→ **EXERCISE**: Pictures stay out of the copy; restate everything else in the material exactly.

→ **INFORMATION SUPPLIED**:
***

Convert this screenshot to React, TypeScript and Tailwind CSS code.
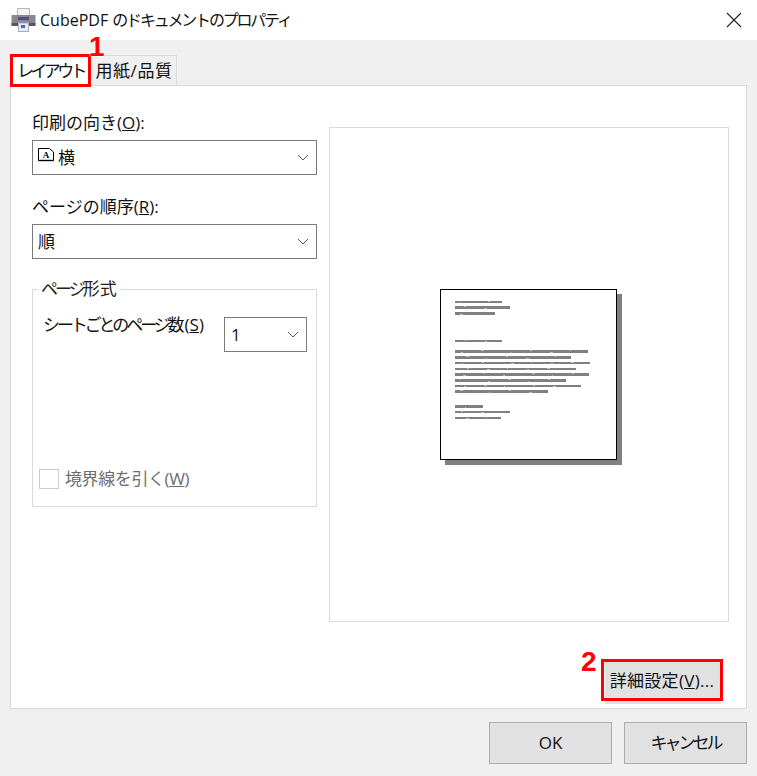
function K({ children, className = "tracking-[-3px]" }: { children: React.ReactNode; className?: string }) {
  return <span className={className}>{children}</span>;
}

function Chevron({ className = "" }: { className?: string }) {
  return (
    <svg width="12" height="7" viewBox="0 0 12 7" className={className}>
      <path d="M1 1 L6 6 L11 1" fill="none" stroke="#555" strokeWidth="1" />
    </svg>
  );
}

function PrinterIcon() {
  return (
    <svg width="25" height="24" viewBox="0 0 25 24" className="shrink-0">
      <rect x="6.5" y="0.5" width="12" height="8" fill="#f4f4f4" stroke="#b8b8b8" />
      <rect x="0.5" y="7" width="24" height="10" fill="#85888e" />
      <rect x="0.5" y="15" width="24" height="3" fill="#54575d" />
      <rect x="7" y="9" width="11" height="3" fill="#5a4a86" />
      <rect x="7.5" y="15" width="10" height="8.5" fill="#e6eaf4" stroke="#a8aec0" />
      <rect x="10" y="17" width="4" height="3" fill="#4a6ac0" />
    </svg>
  );
}

function PageGlyph() {
  return (
    <svg width="16" height="14" viewBox="0 0 16 14" className="shrink-0 -mt-[6px]">
      <path d="M0.5 0.5 H11.5 L15.5 4 V12.5 H0.5 Z" fill="#fff" stroke="#000" />
      <path d="M0.5 12.5 H15.5" stroke="#000" strokeWidth="1.4" />
      <text x="8" y="10" textAnchor="middle" fontSize="9" fontWeight="700" fontFamily="Liberation Serif, serif" fill="#000">A</text>
    </svg>
  );
}

const lines: [number, number, number][] = [
  [12, 72, 2], [17, 80, 3], [23, 65, 3], [51, 72, 2],
  [61, 158, 3], [67, 141, 3], [73, 160, 2], [79, 146, 2],
  [84, 159, 3], [90, 136, 3], [96, 151, 2], [101, 118, 3],
  [116, 53, 3], [122, 80, 2], [128, 71, 2],
];

function Paper() {
  return (
    <div className="mr-[2px] w-[177px] h-[171px] bg-white border-[1.5px] border-black shadow-[5px_5px_0_#808080]">
      <svg width="174" height="168" viewBox="0 0 174 168" className="block">
        {lines.map(([y, end, h], i) => (
          <g key={i}>
            <rect x="14" y={y - 1} width={end - 25} height={h} fill="#808080" />
            {Array.from({ length: Math.floor((end - 25) / 22) }, (_, j) => (
              <rect
                key={j}
                x={18 + j * 22 + ((i * 5 + j * 7) % 9)}
                y={y - 1 + ((i + j) % 2 ? 0 : h - 1)}
                width={1 + ((i + j) % 3)}
                height="1"
                fill="#c4c4c4"
              />
            ))}
          </g>
        ))}
      </svg>
    </div>
  );
}

function Combo({ children, className = "" }: { children: React.ReactNode; className?: string }) {
  return (
    <div className={`h-[35px] bg-white border border-[#7a7a7a] flex items-center justify-between text-[17px] text-[#111] ${className}`}>
      <div className="flex items-center">{children}</div>
      <Chevron className="mr-[7px]" />
    </div>
  );
}

function Button({ children, className = "" }: { children: React.ReactNode; className?: string }) {
  return (
    <div className={`h-[42px] bg-[#e1e1e1] border border-[#adadad] flex items-center justify-center text-[17px] text-[#111] whitespace-nowrap ${className}`}>
      {children}
    </div>
  );
}

export default function App() {
  return (
    <div className="relative w-[757px] h-[776px] bg-[#f0f0f0] overflow-hidden text-[#111] font-['Open_Sans','Noto_Sans_CJK_JP',sans-serif]">
      {/* Title bar */}
      <div className="h-10 bg-white flex items-center pl-[11px] pr-[15px]">
        <PrinterIcon />
        <span className="ml-[4px] text-[16px] whitespace-nowrap">CubePDF <span className="tracking-[-2.2px]">のドキュメントのプロパティ</span></span>
        <svg width="16" height="16" viewBox="0 0 16 16" className="ml-auto">
          <path d="M1 1 L15 15 M15 1 L1 15" stroke="#222" strokeWidth="1.1" fill="none" />
        </svg>
      </div>

      {/* Tabs */}
      <div className="h-[46px] pl-[11px] flex items-end relative z-10">
        <div className="w-[79px] h-[31px] bg-white flex items-center justify-center text-[17px] whitespace-nowrap"><K className="tracking-[-3.6px]">レイアウト</K></div>
        <div className="w-[87px] h-[30px] mb-px bg-[#f0f0f0] border border-b-0 border-[#d9d9d9] flex items-center justify-center text-[17px] whitespace-nowrap pl-[1px] tracking-[0.6px]">用紙/品質</div>
      </div>

      {/* Panel */}
      <div className="mx-[10px] -mt-px w-[737px] h-[624px] bg-white border border-[#d9d9d9] pt-[27px] pl-[21px] pr-[17px] flex flex-col">
        <div className="flex gap-[12px]">
          <div className="w-[285px] flex flex-col">
            <div className="h-[27px] text-[17px] leading-[20px] whitespace-nowrap">印刷の向き(<span className="underline">O</span>):</div>
            <Combo className="pl-[5px]">
              <PageGlyph />
              <span className="ml-[4px]">横</span>
            </Combo>
            <div className="mt-[22px] h-[27px] text-[17px] leading-[20px] whitespace-nowrap">ページの順序(<span className="underline">R</span>):</div>
            <Combo className="pl-[5px]"><span>順</span></Combo>

            <div className="relative mt-[30px] h-[218px] border border-[#d9d9d9] pl-[10px] pr-[9px] pt-[27px]">
              <span className="absolute left-[5px] -top-[11px] bg-white px-[3px] text-[17px] leading-[20px] text-[#222] whitespace-nowrap"><K>ページ</K>形式</span>
              <div className="flex justify-between">
                <span className="text-[17px] leading-[20px] -mt-[2px] whitespace-nowrap"><K className="tracking-[-3.1px]">シートごとのページ</K>数(<span className="underline">S</span>)</span>
                <Combo className="w-[83px] pl-[6px]"><span>1</span></Combo>
              </div>
              <div className="mt-[117px] -ml-[4px] flex items-center gap-[6px]">
                <div className="w-[20px] h-[20px] border border-[#cccccc] bg-white" />
                <span className="text-[17px] leading-[20px] text-[#6d6d6d] whitespace-nowrap tracking-[-0.4px]">境界線を引く(<span className="underline">W</span>)</span>
              </div>
            </div>
          </div>

          <div className="mt-[14px] w-[400px] h-[495px] border border-[#d9d9d9] flex items-center justify-center">
            <Paper />
          </div>
        </div>

        <div className="mt-[40px] flex justify-end">
          <Button className="w-[116px] h-[36px] mr-[8px] border-0 pb-[4px] pr-[2px] tracking-[0.3px]">詳細設定(<span className="underline">V</span>)...</Button>
        </div>
      </div>

      {/* Footer */}
      <div className="mt-[13px] flex justify-end gap-[12px] pr-[10px]">
        <Button className="w-[123px]">OK</Button>
        <Button className="w-[123px]"><K>キャンセル</K></Button>
      </div>

      {/* Annotations */}
      <div className="absolute left-[10px] top-[54px] w-[81px] h-[33px] border-[3px] border-[#ff0000] z-20" />
      <div className="absolute left-[601px] top-[659px] w-[122px] h-[42px] border-[3px] border-[#ff0000] z-20" />
      <span className="absolute left-[89px] top-[31px] z-30 text-[28px] leading-[32px] font-bold text-[#ff0000] font-['Liberation_Sans',sans-serif] [text-shadow:0_0_2px_#fff,0_0_2px_#fff]">1</span>
      <span className="absolute left-[581px] top-[646px] z-30 text-[28px] leading-[32px] font-bold text-[#ff0000] font-['Liberation_Sans',sans-serif]">2</span>
    </div>
  );
}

***

→ **ANSWER FOR THIS EXERCISE**:
Convert this screenshot to React, TypeScript and Tailwind CSS code.
function K({ children, className = "tracking-[-3px]" }: { children: React.ReactNode; className?: string }) {
  return <span className={className}>{children}</span>;
}

function Chevron({ className = "" }: { className?: string }) {
  return (
    <svg width="12" height="7" viewBox="0 0 12 7" className={className}>
      <path d="M1 1 L6 6 L11 1" fill="none" stroke="#555" strokeWidth="1" />
    </svg>
  );
}

function PrinterIcon() {
  return (
    <svg width="25" height="24" viewBox="0 0 25 24" className="shrink-0">
      <rect x="6.5" y="0.5" width="12" height="8" fill="#f4f4f4" stroke="#b8b8b8" />
      <rect x="0.5" y="7" width="24" height="10" fill="#85888e" />
      <rect x="0.5" y="15" width="24" height="3" fill="#54575d" />
      <rect x="7" y="9" width="11" height="3" fill="#5a4a86" />
      <rect x="7.5" y="15" width="10" height="8.5" fill="#e6eaf4" stroke="#a8aec0" />
      <rect x="10" y="17" width="4" height="3" fill="#4a6ac0" />
    </svg>
  );
}

function PageGlyph() {
  return (
    <svg width="16" height="14" viewBox="0 0 16 14" className="shrink-0 -mt-[6px]">
      <path d="M0.5 0.5 H11.5 L15.5 4 V12.5 H0.5 Z" fill="#fff" stroke="#000" />
      <path d="M0.5 12.5 H15.5" stroke="#000" strokeWidth="1.4" />
      <text x="8" y="10" textAnchor="middle" fontSize="9" fontWeight="700" fontFamily="Liberation Serif, serif" fill="#000">A</text>
    </svg>
  );
}

const lines: [number, number, number][] = [
  [12, 72, 2], [17, 80, 3], [23, 65, 3], [51, 72, 2],
  [61, 158, 3], [67, 141, 3], [73, 160, 2], [79, 146, 2],
  [84, 159, 3], [90, 136, 3], [96, 151, 2], [101, 118, 3],
  [116, 53, 3], [122, 80, 2], [128, 71, 2],
];

function Paper() {
  return (
    <div className="mr-[2px] w-[177px] h-[171px] bg-white border-[1.5px] border-black shadow-[5px_5px_0_#808080]">
      <svg width="174" height="168" viewBox="0 0 174 168" className="block">
        {lines.map(([y, end, h], i) => (
          <g key={i}>
            <rect x="14" y={y - 1} width={end - 25} height={h} fill="#808080" />
            {Array.from({ length: Math.floor((end - 25) / 22) }, (_, j) => (
              <rect
                key={j}
                x={18 + j * 22 + ((i * 5 + j * 7) % 9)}
                y={y - 1 + ((i + j) % 2 ? 0 : h - 1)}
                width={1 + ((i + j) % 3)}
                height="1"
                fill="#c4c4c4"
              />
            ))}
          </g>
        ))}
      </svg>
    </div>
  );
}

function Combo({ children, className = "" }: { children: React.ReactNode; className?: string }) {
  return (
    <div className={`h-[35px] bg-white border border-[#7a7a7a] flex items-center justify-between text-[17px] text-[#111] ${className}`}>
      <div className="flex items-center">{children}</div>
      <Chevron className="mr-[7px]" />
    </div>
  );
}

function Button({ children, className = "" }: { children: React.ReactNode; className?: string }) {
  return (
    <div className={`h-[42px] bg-[#e1e1e1] border border-[#adadad] flex items-center justify-center text-[17px] text-[#111] whitespace-nowrap ${className}`}>
      {children}
    </div>
  );
}

export default function App() {
  return (
    <div className="relative w-[757px] h-[776px] bg-[#f0f0f0] overflow-hidden text-[#111] font-['Open_Sans','Noto_Sans_CJK_JP',sans-serif]">
      {/* Title bar */}
      <div className="h-10 bg-white flex items-center pl-[11px] pr-[15px]">
        <PrinterIcon />
        <span className="ml-[4px] text-[16px] whitespace-nowrap">CubePDF <span className="tracking-[-2.2px]">のドキュメントのプロパティ</span></span>
        <svg width="16" height="16" viewBox="0 0 16 16" className="ml-auto">
          <path d="M1 1 L15 15 M15 1 L1 15" stroke="#222" strokeWidth="1.1" fill="none" />
        </svg>
      </div>

      {/* Tabs */}
      <div className="h-[46px] pl-[11px] flex items-end relative z-10">
        <div className="w-[79px] h-[31px] bg-white flex items-center justify-center text-[17px] whitespace-nowrap"><K className="tracking-[-3.6px]">レイアウト</K></div>
        <div className="w-[87px] h-[30px] mb-px bg-[#f0f0f0] border border-b-0 border-[#d9d9d9] flex items-center justify-center text-[17px] whitespace-nowrap pl-[1px] tracking-[0.6px]">用紙/品質</div>
      </div>

      {/* Panel */}
      <div className="mx-[10px] -mt-px w-[737px] h-[624px] bg-white border border-[#d9d9d9] pt-[27px] pl-[21px] pr-[17px] flex flex-col">
        <div className="flex gap-[12px]">
          <div className="w-[285px] flex flex-col">
            <div className="h-[27px] text-[17px] leading-[20px] whitespace-nowrap">印刷の向き(<span className="underline">O</span>):</div>
            <Combo className="pl-[5px]">
              <PageGlyph />
              <span className="ml-[4px]">横</span>
            </Combo>
            <div className="mt-[22px] h-[27px] text-[17px] leading-[20px] whitespace-nowrap">ページの順序(<span className="underline">R</span>):</div>
            <Combo className="pl-[5px]"><span>順</span></Combo>

            <div className="relative mt-[30px] h-[218px] border border-[#d9d9d9] pl-[10px] pr-[9px] pt-[27px]">
              <span className="absolute left-[5px] -top-[11px] bg-white px-[3px] text-[17px] leading-[20px] text-[#222] whitespace-nowrap"><K>ページ</K>形式</span>
              <div className="flex justify-between">
                <span className="text-[17px] leading-[20px] -mt-[2px] whitespace-nowrap"><K className="tracking-[-3.1px]">シートごとのページ</K>数(<span className="underline">S</span>)</span>
                <Combo className="w-[83px] pl-[6px]"><span>1</span></Combo>
              </div>
              <div className="mt-[117px] -ml-[4px] flex items-center gap-[6px]">
                <div className="w-[20px] h-[20px] border border-[#cccccc] bg-white" />
                <span className="text-[17px] leading-[20px] text-[#6d6d6d] whitespace-nowrap tracking-[-0.4px]">境界線を引く(<span className="underline">W</span>)</span>
              </div>
            </div>
          </div>

          <div className="mt-[14px] w-[400px] h-[495px] border border-[#d9d9d9] flex items-center justify-center">
            <Paper />
          </div>
        </div>

        <div className="mt-[40px] flex justify-end">
          <Button className="w-[116px] h-[36px] mr-[8px] border-0 pb-[4px] pr-[2px] tracking-[0.3px]">詳細設定(<span className="underline">V</span>)...</Button>
        </div>
      </div>

      {/* Footer */}
      <div className="mt-[13px] flex justify-end gap-[12px] pr-[10px]">
        <Button className="w-[123px]">OK</Button>
        <Button className="w-[123px]"><K>キャンセル</K></Button>
      </div>

      {/* Annotations */}
      <div className="absolute left-[10px] top-[54px] w-[81px] h-[33px] border-[3px] border-[#ff0000] z-20" />
      <div className="absolute left-[601px] top-[659px] w-[122px] h-[42px] border-[3px] border-[#ff0000] z-20" />
      <span className="absolute left-[89px] top-[31px] z-30 text-[28px] leading-[32px] font-bold text-[#ff0000] font-['Liberation_Sans',sans-serif] [text-shadow:0_0_2px_#fff,0_0_2px_#fff]">1</span>
      <span className="absolute left-[581px] top-[646px] z-30 text-[28px] leading-[32px] font-bold text-[#ff0000] font-['Liberation_Sans',sans-serif]">2</span>
    </div>
  );
}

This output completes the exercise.